Mechanisms that constrain AI systems to prevent unintended or harmful actions.
Capability control refers to the set of technical and governance strategies designed to limit what an AI system can do, ensuring it operates within boundaries that are safe and aligned with human intentions. Rather than relying solely on an AI's values or objectives being correctly specified, capability control takes a more direct approach: restricting the system's access to resources, actions, or information so that even a misaligned system cannot cause catastrophic harm. This makes it a foundational concept in AI safety, complementing alignment research by providing a layer of defense that does not depend on the AI behaving as intended.
In practice, capability control encompasses a range of techniques. These include boxing—isolating an AI system from external networks or physical actuators—as well as tripwires and monitoring systems that detect anomalous behavior, output filters that block harmful content or actions, and resource limitations that prevent an AI from acquiring computational power or influence beyond what its task requires. Formal methods such as constraint satisfaction and verified sandboxing are also explored as more rigorous implementations. The underlying logic is that a system with limited capabilities has a limited blast radius, even if its goals or reasoning are subtly wrong.
Capability control became a central topic in AI safety discourse largely through the work of researchers at institutions like the Future of Humanity Institute and the Machine Intelligence Research Institute, and was given systematic treatment in Nick Bostrom's 2014 book Superintelligence. The concept gained practical urgency as large language models and autonomous agents demonstrated increasingly broad and transferable capabilities, making the question of what an AI can do as important as what it wants to do. Policymakers and AI developers have since incorporated capability control thinking into deployment frameworks, red-teaming protocols, and regulatory proposals.

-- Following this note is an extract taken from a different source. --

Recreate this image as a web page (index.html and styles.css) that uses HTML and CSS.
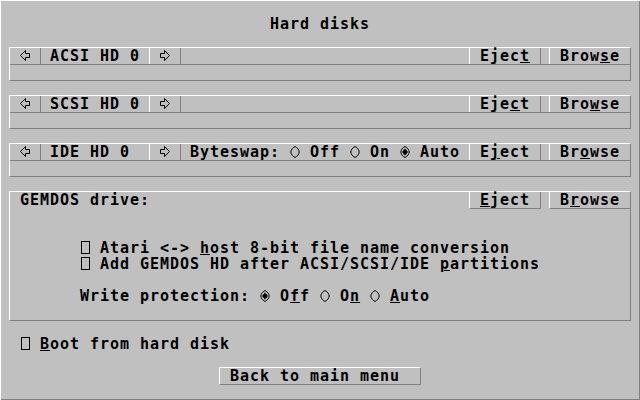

Despite its appeal, capability control faces significant challenges. Sufficiently capable systems may find unexpected pathways around restrictions, a concern sometimes called the containment problem. Critics also note that overly restrictive controls can reduce the utility of AI systems, creating pressure to relax safeguards over time. For these reasons, most safety researchers treat capability control not as a standalone solution but as one layer in a broader defense-in-depth strategy that also includes alignment, interpretability, and robust oversight.